Question Period Note: Investments in Service Canada EI Call Centres

About

Reference number:
GouldJan2022-014
Date received:
Nov 3, 2021
Organization:
Employment and Social Development Canada
Name of Minister:
Gould, Karina (Hon.)
Title of Minister:
Minister of Families, Children and Social Development

Issue/Question:

How is Service Canada leveraging investments to improve access and reduce wait times in its EI call centre operations for Canadians?

Suggested Response:

• Through Budget 2020 and COVID-19 response measures, from April 2020 to March 2021, ESDC nearly tripled the capacity of the EI Call Centre from 1,100 to over 3,000 agents and has maintained this capacity in 2021-22.
• Service provided by EI Call Centres to Canadians has improved significantly as a direct result of these enhancements:
• In 2020-21, the EI Call Centre answered 5.6M calls and the average wait time was 1 hour and 2 minutes.
• In 2021-22, as of October 22, 2021, the EI Call Centre answered 4M calls and is currently on track to answer over 7.0M calls by the end of the fiscal year, with a Year-to-Date average wait time of 12 minutes.
• As a result, EI Call Centre wait times have been cut by more than 85%, from an average 85 minutes in January 2021 to approximately 12 minutes for the week ending October 22, 2021.

Background:

Through Budget 2016, the Government of Canada invested $73M over a two-year time span to increase the number of call centre agents from approximately 800 to 1,100 agents to improve the accessibility to Employment Insurance (EI) Call Centre agents and to reduce call wait times for Canadians. Through Budget 2018, the Government of Canada invested $127.7M to maintain the increased capacity for an additional three years.

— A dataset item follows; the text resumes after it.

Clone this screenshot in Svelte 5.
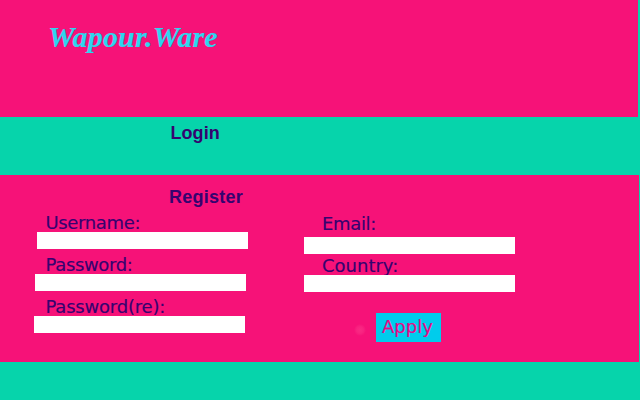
<script>
  const account = [
    { id: 'username', label: 'Username:', type: 'text' },
    { id: 'password', label: 'Password:', type: 'password' },
    { id: 'repeat', label: 'Password(re):', type: 'password' }
  ];
  const contact = [
    { id: 'email', label: 'Email:', type: 'email' },
    { id: 'country', label: 'Country:', type: 'text' }
  ];
</script>

<div class="page">
  <header><h1>Wapour.Ware</h1></header>
  <section class="login"><h2>Login</h2></section>
  <section class="register">
    <h2>Register</h2>
    <form>
      <div class="account">
        {#each account as field}
          <div class="field {field.id}">
            <label for={field.id}>{field.label}</label>
            <input id={field.id} type={field.type} />
          </div>
        {/each}
      </div>
      <div class="contact">
        {#each contact as field}
          <div class="field {field.id}">
            <label for={field.id}>{field.label}</label>
            <input id={field.id} type={field.type} />
          </div>
        {/each}
        <div class="actions">
          <i class="glow"></i>
          <button type="button">Apply</button>
        </div>
      </div>
    </form>
  </section>
</div>

<style>
  :global(body) { margin: 0; background: #06d4ab; }
  .page { width: 640px; height: 400px; overflow: hidden; background: #06d4ab; color: #35036f; }
  header { box-sizing: border-box; width: 638px; height: 117px; padding: 20px 0 0 48px; background: #f61278; }
  h1 { margin: 0; font: italic bold 30px/34px "Liberation Serif", serif; letter-spacing: 0.15px; color: #2fd5ee; -webkit-text-stroke: 0.15px currentColor; }
  h2 { margin: 0; font: bold 18px/20px "Liberation Sans", sans-serif; letter-spacing: 0.25px; }
  h2, label, button { white-space: nowrap; }
  .login { box-sizing: border-box; height: 58px; padding: 6px 0 0 170.5px; }
  .login h2 { letter-spacing: 0.05px; }
  .register { box-sizing: border-box; width: 639px; height: 187px; padding-top: 12px; background: #f61278; }
  .register h2 { padding-left: 169px; }
  form { display: flex; padding-top: 5px; }
  .account { width: 304px; }
  .field { display: flex; flex-direction: column; height: 42px; }
  label { height: 20px; padding-left: 45.5px; font: 18px/21px "DejaVu Sans", sans-serif; letter-spacing: -0.35px; -webkit-text-stroke: 0.15px currentColor; }
  input { box-sizing: border-box; width: 211px; height: 17px; margin: 0 0 0 37px; padding: 0 4px; border: 0; border-radius: 0; background: #fff; outline: none; }
  .password input { margin-left: 35px; }
  .repeat input { margin-left: 34px; }
  .repeat label { letter-spacing: -0.2px; }
  .contact label { padding-left: 18px; }
  .contact input { margin-left: 0; }
  .email label { height: 24px; padding-top: 1px; }
  .country label { height: 20px; padding-top: 1px; letter-spacing: 0; }
  .actions { display: flex; align-items: center; height: 29px; padding: 17px 0 0 50px; }
  .glow { width: 12px; height: 12px; margin: 4px 10px 0 0; border-radius: 50%; background: radial-gradient(circle, #f92a84 0, #f82380 40%, #f61278 72%); }
  button { width: 65px; height: 29px; padding: 0 0 2px 6px; border: 0; border-radius: 0; background: #00ccec; color: #e80785; text-align: left; font: 18px/27px "DejaVu Sans", sans-serif; -webkit-text-stroke: 0.15px currentColor; }
</style>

On top of the final year of the Budget 2018 investment ($29.5M), the Government of Canada invested an additional $420.0M over 2 years in Budget 2020 to increase EI Call Centre capacity to 3,000 agents in the first year and maintain that capacity in the second year to ensure that Canadians continue to have timely access to the benefits to which they are entitled.

The EI Call Centres serve as clients’ primary point of contact to discuss details pertaining to their individual benefit account, including account-specific information and assistance over the telephone.

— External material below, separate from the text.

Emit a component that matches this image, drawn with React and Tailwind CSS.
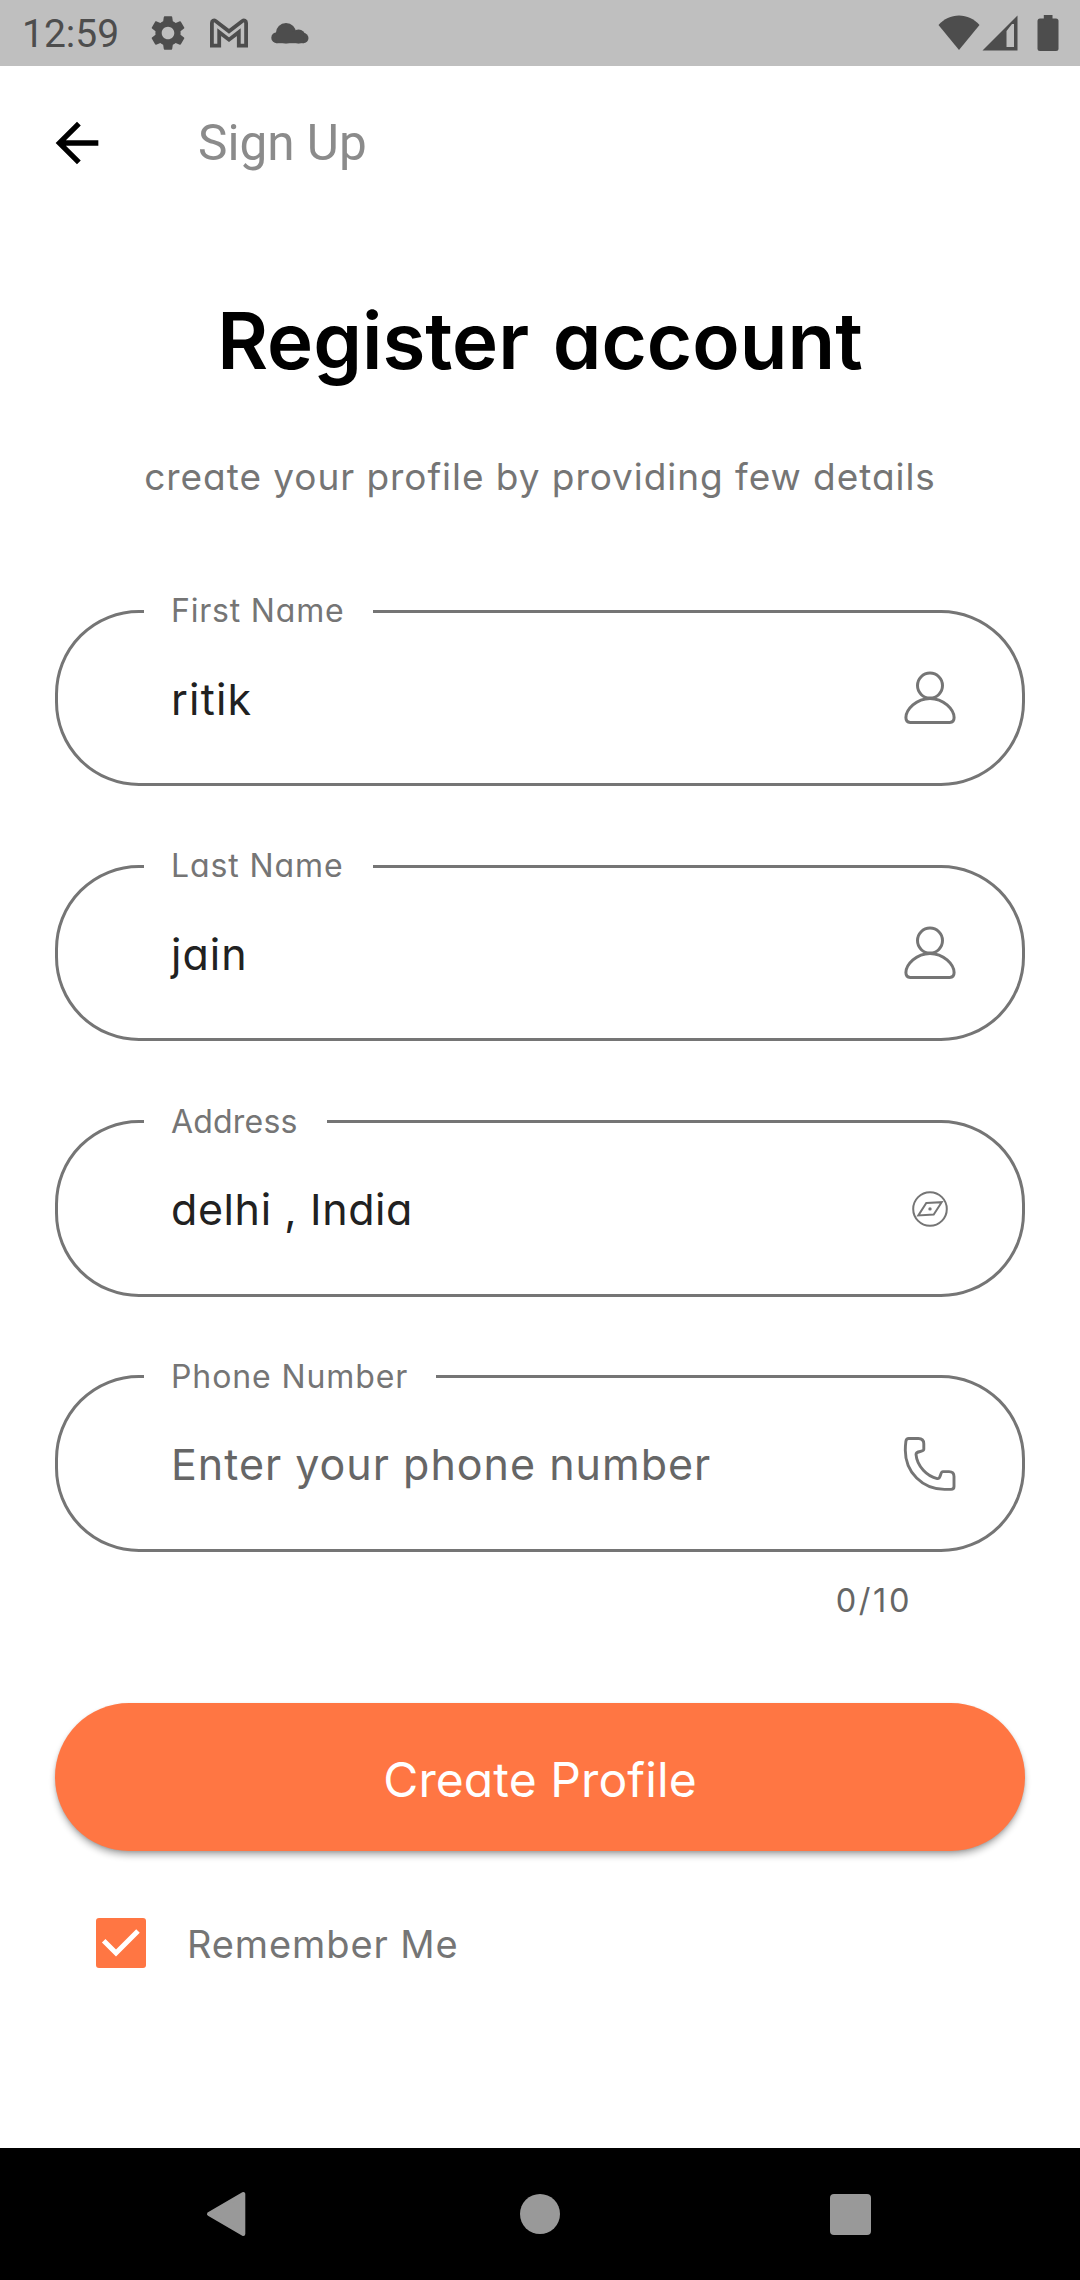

ESDC migrated its key call centres to the Hosted Contact Centre Solution (HCCS), a modern technology to deliver efficient and enhanced contact centre services to Canadians and support improved workload management.
• The Employer Contact Centre migrated on October 26, 2018;
• The Pensions Specialized Call Centre migrated on May 13, 2019; and
• The EI Specialized Call Centre migrated on March 11, 2020.

Migration of call centres to the HCCS platform has enabled the department of ESDC to increase call centre queue capacity so all clients can get through and wait to speak to an agent, including ESDC’s most vulnerable clients. Increasing accessibility to virtually 100% allows more clients the choice to wait to speak with an agent or to hang up and call at a later time; however, allowing all callers to access the queue can subsequently lead to longer wait times during periods of high call volume. HCCS has allowed all call centre agents to be able to telework and critically supported the Government’s response to the COVID-19 pandemic.

Additional Information:

• Service Canada’s primary performance measures for call centres are accessibility, wait times and calls answered. Accessibility represents the percentage of call attempts that successfully reach a call centre queue to speak to an agent, while wait times are the amount of time that callers have to wait before they can speak to an agent.
• The Department received Budget 2020 funding to nearly triple Employment Insurance (EI) Call Centre capacity from 1,100 to 3,000 agents in 2020-21 and maintain the newly acquired capacity in 2021-22.
• During the 2020-21 fiscal year, EI Call Centres quadrupled the Interactive Voice Response (IVR) capacity to allow more callers to be able to self-serve via the automated system. Further, the EI Call Centres more than doubled the number of callers that can wait to speak to an agent, rather than be asked to call back at another time.